■ To do:
Where the word "page" occurs in a line, return that line.

■ Data for this task:

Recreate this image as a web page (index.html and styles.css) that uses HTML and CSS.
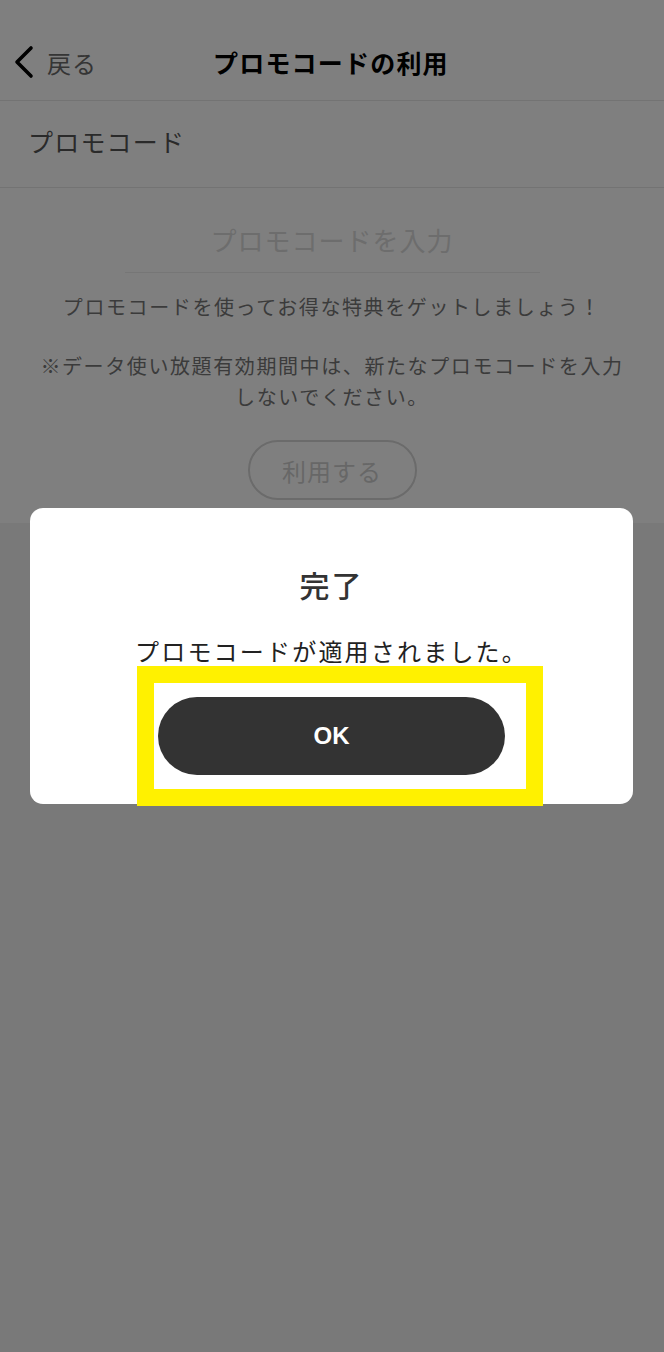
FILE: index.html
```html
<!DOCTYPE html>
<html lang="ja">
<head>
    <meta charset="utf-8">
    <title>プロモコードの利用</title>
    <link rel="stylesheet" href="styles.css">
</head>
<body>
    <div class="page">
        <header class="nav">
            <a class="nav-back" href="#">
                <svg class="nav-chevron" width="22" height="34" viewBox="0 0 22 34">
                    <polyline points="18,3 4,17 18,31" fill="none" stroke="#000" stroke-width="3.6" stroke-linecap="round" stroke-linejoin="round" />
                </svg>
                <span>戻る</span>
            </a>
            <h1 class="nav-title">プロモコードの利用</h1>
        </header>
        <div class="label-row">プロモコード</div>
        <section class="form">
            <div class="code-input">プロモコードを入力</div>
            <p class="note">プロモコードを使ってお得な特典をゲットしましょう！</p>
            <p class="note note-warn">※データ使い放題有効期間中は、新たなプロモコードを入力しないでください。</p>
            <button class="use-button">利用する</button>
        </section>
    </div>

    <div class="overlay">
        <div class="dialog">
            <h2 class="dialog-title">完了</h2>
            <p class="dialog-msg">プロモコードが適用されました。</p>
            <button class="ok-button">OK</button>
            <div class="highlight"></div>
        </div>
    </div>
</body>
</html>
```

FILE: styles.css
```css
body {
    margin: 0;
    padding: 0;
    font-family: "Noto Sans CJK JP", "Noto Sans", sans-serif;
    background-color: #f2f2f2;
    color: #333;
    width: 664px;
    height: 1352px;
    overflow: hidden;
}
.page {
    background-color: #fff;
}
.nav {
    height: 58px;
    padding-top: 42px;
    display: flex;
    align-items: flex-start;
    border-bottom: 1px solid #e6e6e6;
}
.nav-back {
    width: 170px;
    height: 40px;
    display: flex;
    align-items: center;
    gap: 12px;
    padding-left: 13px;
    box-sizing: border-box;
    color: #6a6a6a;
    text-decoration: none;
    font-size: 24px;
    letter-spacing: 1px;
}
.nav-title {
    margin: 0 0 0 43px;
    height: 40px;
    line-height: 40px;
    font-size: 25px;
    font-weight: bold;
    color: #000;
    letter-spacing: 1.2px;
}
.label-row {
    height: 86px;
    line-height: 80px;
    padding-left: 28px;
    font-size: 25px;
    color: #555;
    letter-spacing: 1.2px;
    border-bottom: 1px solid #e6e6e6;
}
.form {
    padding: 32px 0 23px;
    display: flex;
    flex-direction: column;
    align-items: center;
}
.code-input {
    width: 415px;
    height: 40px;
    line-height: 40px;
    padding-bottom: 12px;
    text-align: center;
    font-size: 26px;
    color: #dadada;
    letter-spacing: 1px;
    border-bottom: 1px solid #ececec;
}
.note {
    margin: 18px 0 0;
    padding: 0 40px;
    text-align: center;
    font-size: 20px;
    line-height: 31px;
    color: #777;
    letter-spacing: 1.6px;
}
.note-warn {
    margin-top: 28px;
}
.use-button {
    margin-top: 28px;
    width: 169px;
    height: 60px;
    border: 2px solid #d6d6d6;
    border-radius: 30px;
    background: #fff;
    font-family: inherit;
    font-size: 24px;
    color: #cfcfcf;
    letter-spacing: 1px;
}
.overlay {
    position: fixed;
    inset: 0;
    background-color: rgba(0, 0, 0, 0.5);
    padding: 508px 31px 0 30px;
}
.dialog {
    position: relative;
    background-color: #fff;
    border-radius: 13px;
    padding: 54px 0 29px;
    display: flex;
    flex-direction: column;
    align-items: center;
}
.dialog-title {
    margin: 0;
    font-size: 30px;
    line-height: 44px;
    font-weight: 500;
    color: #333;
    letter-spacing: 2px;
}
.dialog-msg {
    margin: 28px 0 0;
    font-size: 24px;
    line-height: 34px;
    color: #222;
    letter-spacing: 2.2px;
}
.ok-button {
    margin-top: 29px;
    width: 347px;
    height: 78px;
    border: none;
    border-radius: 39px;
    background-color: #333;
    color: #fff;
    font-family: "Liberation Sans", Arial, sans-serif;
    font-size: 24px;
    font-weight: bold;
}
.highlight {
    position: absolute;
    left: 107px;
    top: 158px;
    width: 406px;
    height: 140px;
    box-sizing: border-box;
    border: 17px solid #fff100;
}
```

--

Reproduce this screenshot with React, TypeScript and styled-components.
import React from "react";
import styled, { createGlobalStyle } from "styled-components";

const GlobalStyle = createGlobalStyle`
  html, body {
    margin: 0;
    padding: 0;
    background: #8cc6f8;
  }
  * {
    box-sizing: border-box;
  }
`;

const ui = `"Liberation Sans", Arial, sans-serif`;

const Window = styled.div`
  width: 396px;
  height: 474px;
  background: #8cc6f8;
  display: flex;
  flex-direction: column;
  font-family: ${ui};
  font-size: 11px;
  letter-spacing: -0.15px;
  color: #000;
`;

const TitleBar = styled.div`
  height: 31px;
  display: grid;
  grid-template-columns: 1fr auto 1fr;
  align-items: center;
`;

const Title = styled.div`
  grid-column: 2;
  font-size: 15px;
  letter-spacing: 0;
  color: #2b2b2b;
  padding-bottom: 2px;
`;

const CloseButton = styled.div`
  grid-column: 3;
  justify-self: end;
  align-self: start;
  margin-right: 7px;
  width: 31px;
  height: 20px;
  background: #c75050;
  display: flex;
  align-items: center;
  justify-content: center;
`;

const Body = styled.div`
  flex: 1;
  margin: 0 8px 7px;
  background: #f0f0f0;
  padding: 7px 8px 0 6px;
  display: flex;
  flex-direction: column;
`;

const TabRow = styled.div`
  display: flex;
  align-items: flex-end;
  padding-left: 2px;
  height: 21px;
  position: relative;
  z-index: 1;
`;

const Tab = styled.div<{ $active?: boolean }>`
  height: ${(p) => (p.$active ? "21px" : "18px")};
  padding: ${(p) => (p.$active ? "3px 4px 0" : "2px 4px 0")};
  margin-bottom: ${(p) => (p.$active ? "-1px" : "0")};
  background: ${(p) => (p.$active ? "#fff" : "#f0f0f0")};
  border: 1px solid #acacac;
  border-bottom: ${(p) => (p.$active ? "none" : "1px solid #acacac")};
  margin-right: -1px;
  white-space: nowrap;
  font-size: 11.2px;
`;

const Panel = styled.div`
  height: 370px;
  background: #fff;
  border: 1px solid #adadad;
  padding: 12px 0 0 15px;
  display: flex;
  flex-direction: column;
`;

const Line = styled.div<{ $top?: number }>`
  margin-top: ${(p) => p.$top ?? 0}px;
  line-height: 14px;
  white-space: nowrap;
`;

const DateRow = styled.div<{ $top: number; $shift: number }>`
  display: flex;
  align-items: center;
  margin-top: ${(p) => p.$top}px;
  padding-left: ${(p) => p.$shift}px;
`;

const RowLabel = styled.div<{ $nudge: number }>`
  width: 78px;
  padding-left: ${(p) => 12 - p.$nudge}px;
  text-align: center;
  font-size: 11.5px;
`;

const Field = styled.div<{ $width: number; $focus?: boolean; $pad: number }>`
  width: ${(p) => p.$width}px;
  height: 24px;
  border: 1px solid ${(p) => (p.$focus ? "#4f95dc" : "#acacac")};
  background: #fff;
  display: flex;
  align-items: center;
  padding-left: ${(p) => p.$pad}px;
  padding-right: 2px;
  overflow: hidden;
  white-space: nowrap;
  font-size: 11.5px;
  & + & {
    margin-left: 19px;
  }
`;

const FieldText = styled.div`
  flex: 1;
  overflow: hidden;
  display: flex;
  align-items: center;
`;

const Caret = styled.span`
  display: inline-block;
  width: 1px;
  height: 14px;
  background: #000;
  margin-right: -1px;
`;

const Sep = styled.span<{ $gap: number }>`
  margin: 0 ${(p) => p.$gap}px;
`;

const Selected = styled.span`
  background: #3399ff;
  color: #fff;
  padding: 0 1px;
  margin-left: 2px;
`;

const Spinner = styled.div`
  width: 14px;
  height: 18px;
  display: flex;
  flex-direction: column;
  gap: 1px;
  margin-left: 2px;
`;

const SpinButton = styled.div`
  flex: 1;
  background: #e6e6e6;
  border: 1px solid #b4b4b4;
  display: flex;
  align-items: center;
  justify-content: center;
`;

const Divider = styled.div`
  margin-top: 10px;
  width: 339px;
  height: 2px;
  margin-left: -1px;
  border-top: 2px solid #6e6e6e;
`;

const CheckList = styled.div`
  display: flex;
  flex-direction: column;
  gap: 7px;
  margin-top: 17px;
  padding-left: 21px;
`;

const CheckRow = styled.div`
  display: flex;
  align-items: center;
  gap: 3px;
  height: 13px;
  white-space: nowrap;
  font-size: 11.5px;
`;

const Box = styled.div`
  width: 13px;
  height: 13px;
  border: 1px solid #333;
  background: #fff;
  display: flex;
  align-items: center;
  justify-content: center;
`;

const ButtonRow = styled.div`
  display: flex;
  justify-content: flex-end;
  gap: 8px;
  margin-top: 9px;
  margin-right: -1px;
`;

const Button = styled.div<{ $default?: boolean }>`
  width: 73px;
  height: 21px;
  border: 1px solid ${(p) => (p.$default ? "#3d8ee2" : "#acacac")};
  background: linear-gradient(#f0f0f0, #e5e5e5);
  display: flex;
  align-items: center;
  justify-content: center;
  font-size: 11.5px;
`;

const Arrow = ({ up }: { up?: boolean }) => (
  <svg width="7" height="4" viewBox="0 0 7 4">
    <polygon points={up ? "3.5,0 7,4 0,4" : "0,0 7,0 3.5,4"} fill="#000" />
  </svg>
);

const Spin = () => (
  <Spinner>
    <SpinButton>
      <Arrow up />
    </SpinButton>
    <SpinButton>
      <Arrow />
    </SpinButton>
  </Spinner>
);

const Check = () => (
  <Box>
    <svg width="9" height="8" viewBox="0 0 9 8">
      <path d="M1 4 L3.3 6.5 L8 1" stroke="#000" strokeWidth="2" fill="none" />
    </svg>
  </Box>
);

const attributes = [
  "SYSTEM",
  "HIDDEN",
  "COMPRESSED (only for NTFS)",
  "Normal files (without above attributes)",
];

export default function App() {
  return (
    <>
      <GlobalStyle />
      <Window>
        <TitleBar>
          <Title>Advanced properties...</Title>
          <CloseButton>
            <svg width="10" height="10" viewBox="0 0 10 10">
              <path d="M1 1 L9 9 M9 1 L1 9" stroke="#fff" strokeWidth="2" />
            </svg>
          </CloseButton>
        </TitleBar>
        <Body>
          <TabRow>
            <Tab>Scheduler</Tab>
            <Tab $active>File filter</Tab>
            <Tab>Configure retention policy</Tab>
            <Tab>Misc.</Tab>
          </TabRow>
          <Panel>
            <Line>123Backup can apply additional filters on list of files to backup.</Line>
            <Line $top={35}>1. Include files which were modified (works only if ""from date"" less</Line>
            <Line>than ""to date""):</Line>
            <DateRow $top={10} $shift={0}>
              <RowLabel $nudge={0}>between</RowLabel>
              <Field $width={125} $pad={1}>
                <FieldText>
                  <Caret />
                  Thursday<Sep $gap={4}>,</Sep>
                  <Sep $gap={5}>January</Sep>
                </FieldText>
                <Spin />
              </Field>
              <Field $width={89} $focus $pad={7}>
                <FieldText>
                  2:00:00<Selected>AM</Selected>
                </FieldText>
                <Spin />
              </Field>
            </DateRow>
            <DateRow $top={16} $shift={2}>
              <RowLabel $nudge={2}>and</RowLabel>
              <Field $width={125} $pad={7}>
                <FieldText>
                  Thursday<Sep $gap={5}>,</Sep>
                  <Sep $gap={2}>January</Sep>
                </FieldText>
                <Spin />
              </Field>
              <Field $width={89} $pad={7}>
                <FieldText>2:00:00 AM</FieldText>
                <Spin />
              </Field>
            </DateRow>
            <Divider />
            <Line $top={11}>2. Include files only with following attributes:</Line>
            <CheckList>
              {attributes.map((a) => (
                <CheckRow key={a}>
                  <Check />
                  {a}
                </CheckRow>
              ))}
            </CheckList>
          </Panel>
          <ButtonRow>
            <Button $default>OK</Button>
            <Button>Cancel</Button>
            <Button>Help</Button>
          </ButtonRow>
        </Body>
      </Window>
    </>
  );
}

■ Answer to the exercise:
Recreate this image as a web page (index.html and styles.css) that uses HTML and CSS.
    <div class="page">
.page {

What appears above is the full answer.